Description of the task: Write the data out again, character for character, with no images.

** Start Data supplied **

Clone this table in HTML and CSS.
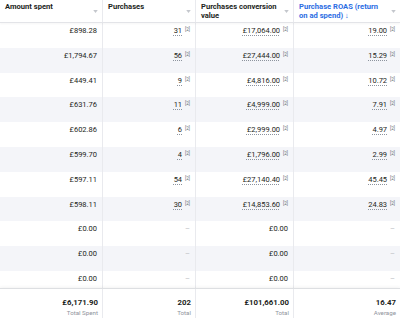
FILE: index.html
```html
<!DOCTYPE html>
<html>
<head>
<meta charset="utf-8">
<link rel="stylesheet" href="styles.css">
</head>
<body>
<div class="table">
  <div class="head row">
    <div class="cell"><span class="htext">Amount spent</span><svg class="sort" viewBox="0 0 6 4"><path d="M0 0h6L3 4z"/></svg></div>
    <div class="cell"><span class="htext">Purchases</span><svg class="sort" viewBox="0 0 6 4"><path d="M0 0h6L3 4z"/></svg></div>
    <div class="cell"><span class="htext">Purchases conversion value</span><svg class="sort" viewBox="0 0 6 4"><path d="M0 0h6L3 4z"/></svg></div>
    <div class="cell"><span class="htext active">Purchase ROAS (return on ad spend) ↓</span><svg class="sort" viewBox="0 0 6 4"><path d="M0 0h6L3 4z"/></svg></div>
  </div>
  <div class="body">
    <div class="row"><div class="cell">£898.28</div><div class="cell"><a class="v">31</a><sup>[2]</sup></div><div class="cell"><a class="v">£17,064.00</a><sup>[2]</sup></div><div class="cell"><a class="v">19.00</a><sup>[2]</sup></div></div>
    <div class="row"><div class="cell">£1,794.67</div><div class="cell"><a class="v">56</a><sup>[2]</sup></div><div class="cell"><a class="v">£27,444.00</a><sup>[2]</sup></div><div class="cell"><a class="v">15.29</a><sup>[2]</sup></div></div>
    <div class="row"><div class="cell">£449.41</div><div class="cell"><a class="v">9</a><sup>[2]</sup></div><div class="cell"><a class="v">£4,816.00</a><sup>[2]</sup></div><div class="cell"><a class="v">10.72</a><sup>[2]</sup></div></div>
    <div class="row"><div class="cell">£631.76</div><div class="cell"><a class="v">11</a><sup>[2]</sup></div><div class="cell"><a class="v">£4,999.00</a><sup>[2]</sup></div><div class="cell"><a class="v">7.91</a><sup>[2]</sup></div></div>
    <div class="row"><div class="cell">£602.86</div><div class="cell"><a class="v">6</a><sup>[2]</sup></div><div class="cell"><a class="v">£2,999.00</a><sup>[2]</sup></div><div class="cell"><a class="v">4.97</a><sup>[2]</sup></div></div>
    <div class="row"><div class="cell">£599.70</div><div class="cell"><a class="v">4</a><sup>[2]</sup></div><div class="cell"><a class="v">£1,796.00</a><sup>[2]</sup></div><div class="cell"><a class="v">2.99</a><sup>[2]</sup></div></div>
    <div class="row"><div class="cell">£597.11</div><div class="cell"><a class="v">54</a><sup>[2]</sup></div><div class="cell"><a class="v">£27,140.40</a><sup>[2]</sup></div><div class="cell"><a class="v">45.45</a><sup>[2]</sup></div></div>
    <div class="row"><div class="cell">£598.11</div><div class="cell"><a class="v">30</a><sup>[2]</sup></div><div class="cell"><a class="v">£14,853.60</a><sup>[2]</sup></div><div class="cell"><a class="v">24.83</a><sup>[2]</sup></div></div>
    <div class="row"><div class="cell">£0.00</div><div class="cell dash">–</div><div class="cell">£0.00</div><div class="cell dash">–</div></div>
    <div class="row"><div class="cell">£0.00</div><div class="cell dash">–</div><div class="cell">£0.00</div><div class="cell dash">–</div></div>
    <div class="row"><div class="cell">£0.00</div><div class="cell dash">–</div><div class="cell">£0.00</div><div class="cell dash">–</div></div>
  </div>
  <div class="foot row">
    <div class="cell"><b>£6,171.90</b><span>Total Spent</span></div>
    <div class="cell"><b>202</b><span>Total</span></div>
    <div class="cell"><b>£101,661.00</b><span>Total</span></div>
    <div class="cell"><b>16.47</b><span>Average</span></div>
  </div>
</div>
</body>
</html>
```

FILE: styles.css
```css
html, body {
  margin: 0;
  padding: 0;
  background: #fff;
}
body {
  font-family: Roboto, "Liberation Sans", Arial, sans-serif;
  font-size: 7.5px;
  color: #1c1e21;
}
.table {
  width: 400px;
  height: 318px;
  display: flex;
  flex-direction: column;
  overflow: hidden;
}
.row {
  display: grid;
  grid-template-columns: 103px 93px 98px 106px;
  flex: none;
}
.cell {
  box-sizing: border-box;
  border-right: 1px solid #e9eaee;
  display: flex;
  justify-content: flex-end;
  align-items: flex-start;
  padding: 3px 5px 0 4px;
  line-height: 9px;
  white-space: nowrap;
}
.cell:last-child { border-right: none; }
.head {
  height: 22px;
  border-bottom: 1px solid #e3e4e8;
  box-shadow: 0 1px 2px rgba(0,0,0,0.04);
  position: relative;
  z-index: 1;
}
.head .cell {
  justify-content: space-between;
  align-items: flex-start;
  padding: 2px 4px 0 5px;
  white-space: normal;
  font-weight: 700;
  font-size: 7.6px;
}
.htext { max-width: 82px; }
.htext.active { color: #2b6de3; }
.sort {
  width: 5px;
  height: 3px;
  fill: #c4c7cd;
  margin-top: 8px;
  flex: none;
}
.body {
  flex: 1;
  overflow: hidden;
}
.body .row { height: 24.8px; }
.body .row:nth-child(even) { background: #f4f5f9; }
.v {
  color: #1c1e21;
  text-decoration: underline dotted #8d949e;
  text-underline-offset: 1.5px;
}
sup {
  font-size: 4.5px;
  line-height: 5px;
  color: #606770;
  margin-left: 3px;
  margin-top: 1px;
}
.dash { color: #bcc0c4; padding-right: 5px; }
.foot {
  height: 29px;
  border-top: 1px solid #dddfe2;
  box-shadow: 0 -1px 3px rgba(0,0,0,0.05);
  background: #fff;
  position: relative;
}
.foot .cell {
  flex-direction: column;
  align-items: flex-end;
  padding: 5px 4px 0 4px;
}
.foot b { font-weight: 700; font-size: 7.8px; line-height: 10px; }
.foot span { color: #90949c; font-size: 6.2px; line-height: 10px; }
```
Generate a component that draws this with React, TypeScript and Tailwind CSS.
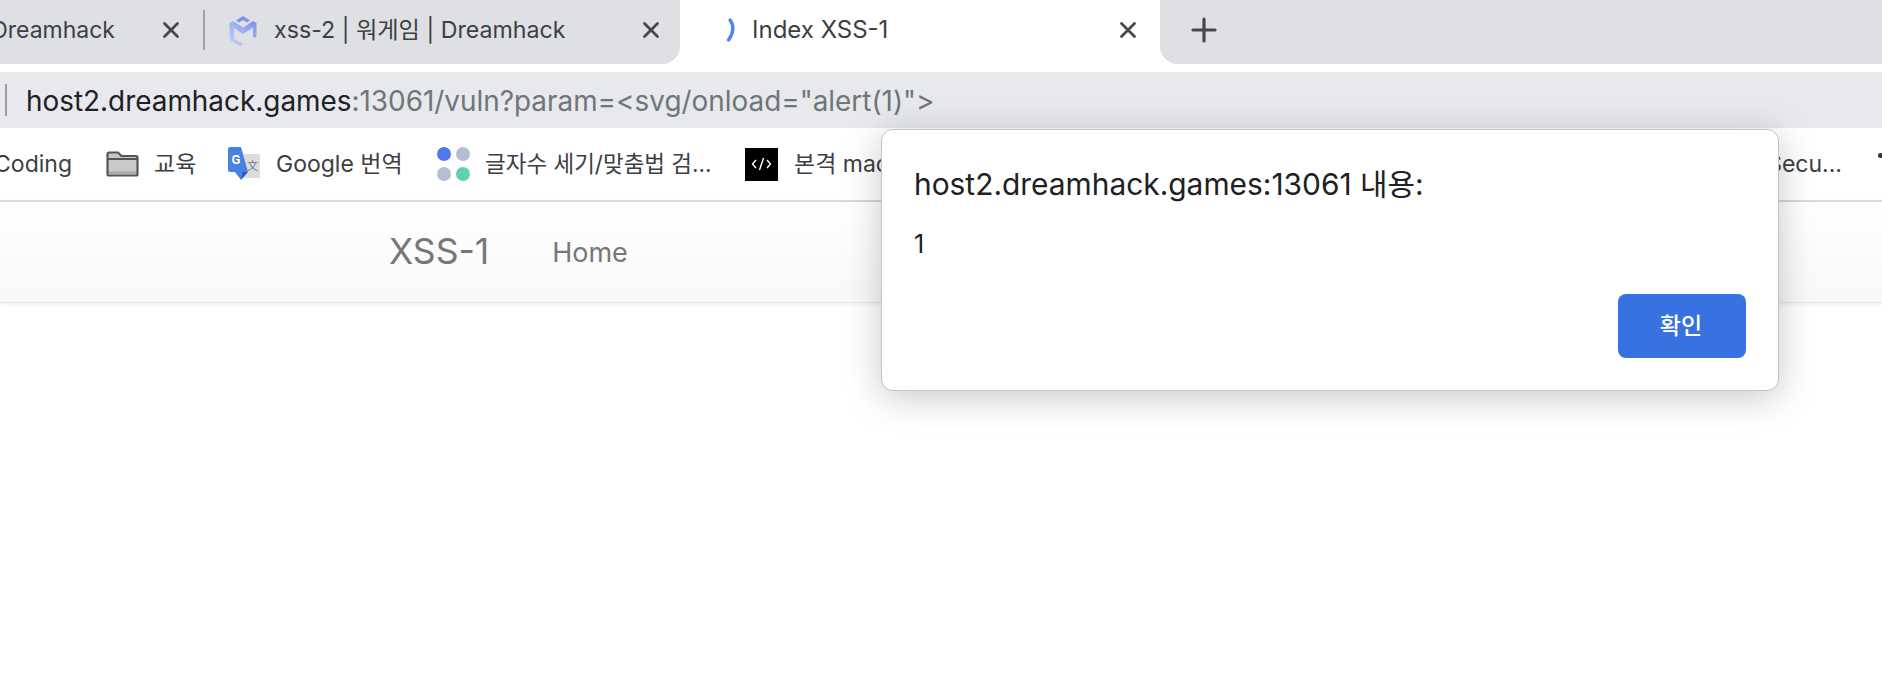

** End Data supplied **

Answer for this exercise:
Clone this table in HTML and CSS.
FILE: index.html
```html
<!DOCTYPE html>
<html>
<head>
<meta charset="utf-8">
<link rel="stylesheet" href="styles.css">
</head>
<body>
<div class="table">
  <div class="head row">
    <div class="cell"><span class="htext">Amount spent</span><svg class="sort" viewBox="0 0 6 4"><path d="M0 0h6L3 4z"/></svg></div>
    <div class="cell"><span class="htext">Purchases</span><svg class="sort" viewBox="0 0 6 4"><path d="M0 0h6L3 4z"/></svg></div>
    <div class="cell"><span class="htext">Purchases conversion value</span><svg class="sort" viewBox="0 0 6 4"><path d="M0 0h6L3 4z"/></svg></div>
    <div class="cell"><span class="htext active">Purchase ROAS (return on ad spend) ↓</span><svg class="sort" viewBox="0 0 6 4"><path d="M0 0h6L3 4z"/></svg></div>
  </div>
  <div class="body">
    <div class="row"><div class="cell">£898.28</div><div class="cell"><a class="v">31</a><sup>[2]</sup></div><div class="cell"><a class="v">£17,064.00</a><sup>[2]</sup></div><div class="cell"><a class="v">19.00</a><sup>[2]</sup></div></div>
    <div class="row"><div class="cell">£1,794.67</div><div class="cell"><a class="v">56</a><sup>[2]</sup></div><div class="cell"><a class="v">£27,444.00</a><sup>[2]</sup></div><div class="cell"><a class="v">15.29</a><sup>[2]</sup></div></div>
    <div class="row"><div class="cell">£449.41</div><div class="cell"><a class="v">9</a><sup>[2]</sup></div><div class="cell"><a class="v">£4,816.00</a><sup>[2]</sup></div><div class="cell"><a class="v">10.72</a><sup>[2]</sup></div></div>
    <div class="row"><div class="cell">£631.76</div><div class="cell"><a class="v">11</a><sup>[2]</sup></div><div class="cell"><a class="v">£4,999.00</a><sup>[2]</sup></div><div class="cell"><a class="v">7.91</a><sup>[2]</sup></div></div>
    <div class="row"><div class="cell">£602.86</div><div class="cell"><a class="v">6</a><sup>[2]</sup></div><div class="cell"><a class="v">£2,999.00</a><sup>[2]</sup></div><div class="cell"><a class="v">4.97</a><sup>[2]</sup></div></div>
    <div class="row"><div class="cell">£599.70</div><div class="cell"><a class="v">4</a><sup>[2]</sup></div><div class="cell"><a class="v">£1,796.00</a><sup>[2]</sup></div><div class="cell"><a class="v">2.99</a><sup>[2]</sup></div></div>
    <div class="row"><div class="cell">£597.11</div><div class="cell"><a class="v">54</a><sup>[2]</sup></div><div class="cell"><a class="v">£27,140.40</a><sup>[2]</sup></div><div class="cell"><a class="v">45.45</a><sup>[2]</sup></div></div>
    <div class="row"><div class="cell">£598.11</div><div class="cell"><a class="v">30</a><sup>[2]</sup></div><div class="cell"><a class="v">£14,853.60</a><sup>[2]</sup></div><div class="cell"><a class="v">24.83</a><sup>[2]</sup></div></div>
    <div class="row"><div class="cell">£0.00</div><div class="cell dash">–</div><div class="cell">£0.00</div><div class="cell dash">–</div></div>
    <div class="row"><div class="cell">£0.00</div><div class="cell dash">–</div><div class="cell">£0.00</div><div class="cell dash">–</div></div>
    <div class="row"><div class="cell">£0.00</div><div class="cell dash">–</div><div class="cell">£0.00</div><div class="cell dash">–</div></div>
  </div>
  <div class="foot row">
    <div class="cell"><b>£6,171.90</b><span>Total Spent</span></div>
    <div class="cell"><b>202</b><span>Total</span></div>
    <div class="cell"><b>£101,661.00</b><span>Total</span></div>
    <div class="cell"><b>16.47</b><span>Average</span></div>
  </div>
</div>
</body>
</html>
```

FILE: styles.css
```css
html, body {
  margin: 0;
  padding: 0;
  background: #fff;
}
body {
  font-family: Roboto, "Liberation Sans", Arial, sans-serif;
  font-size: 7.5px;
  color: #1c1e21;
}
.table {
  width: 400px;
  height: 318px;
  display: flex;
  flex-direction: column;
  overflow: hidden;
}
.row {
  display: grid;
  grid-template-columns: 103px 93px 98px 106px;
  flex: none;
}
.cell {
  box-sizing: border-box;
  border-right: 1px solid #e9eaee;
  display: flex;
  justify-content: flex-end;
  align-items: flex-start;
  padding: 3px 5px 0 4px;
  line-height: 9px;
  white-space: nowrap;
}
.cell:last-child { border-right: none; }
.head {
  height: 22px;
  border-bottom: 1px solid #e3e4e8;
  box-shadow: 0 1px 2px rgba(0,0,0,0.04);
  position: relative;
  z-index: 1;
}
.head .cell {
  justify-content: space-between;
  align-items: flex-start;
  padding: 2px 4px 0 5px;
  white-space: normal;
  font-weight: 700;
  font-size: 7.6px;
}
.htext { max-width: 82px; }
.htext.active { color: #2b6de3; }
.sort {
  width: 5px;
  height: 3px;
  fill: #c4c7cd;
  margin-top: 8px;
  flex: none;
}
.body {
  flex: 1;
  overflow: hidden;
}
.body .row { height: 24.8px; }
.body .row:nth-child(even) { background: #f4f5f9; }
.v {
  color: #1c1e21;
  text-decoration: underline dotted #8d949e;
  text-underline-offset: 1.5px;
}
sup {
  font-size: 4.5px;
  line-height: 5px;
  color: #606770;
  margin-left: 3px;
  margin-top: 1px;
}
.dash { color: #bcc0c4; padding-right: 5px; }
.foot {
  height: 29px;
  border-top: 1px solid #dddfe2;
  box-shadow: 0 -1px 3px rgba(0,0,0,0.05);
  background: #fff;
  position: relative;
}
.foot .cell {
  flex-direction: column;
  align-items: flex-end;
  padding: 5px 4px 0 4px;
}
.foot b { font-weight: 700; font-size: 7.8px; line-height: 10px; }
.foot span { color: #90949c; font-size: 6.2px; line-height: 10px; }
```
Generate a component that draws this with React, TypeScript and Tailwind CSS.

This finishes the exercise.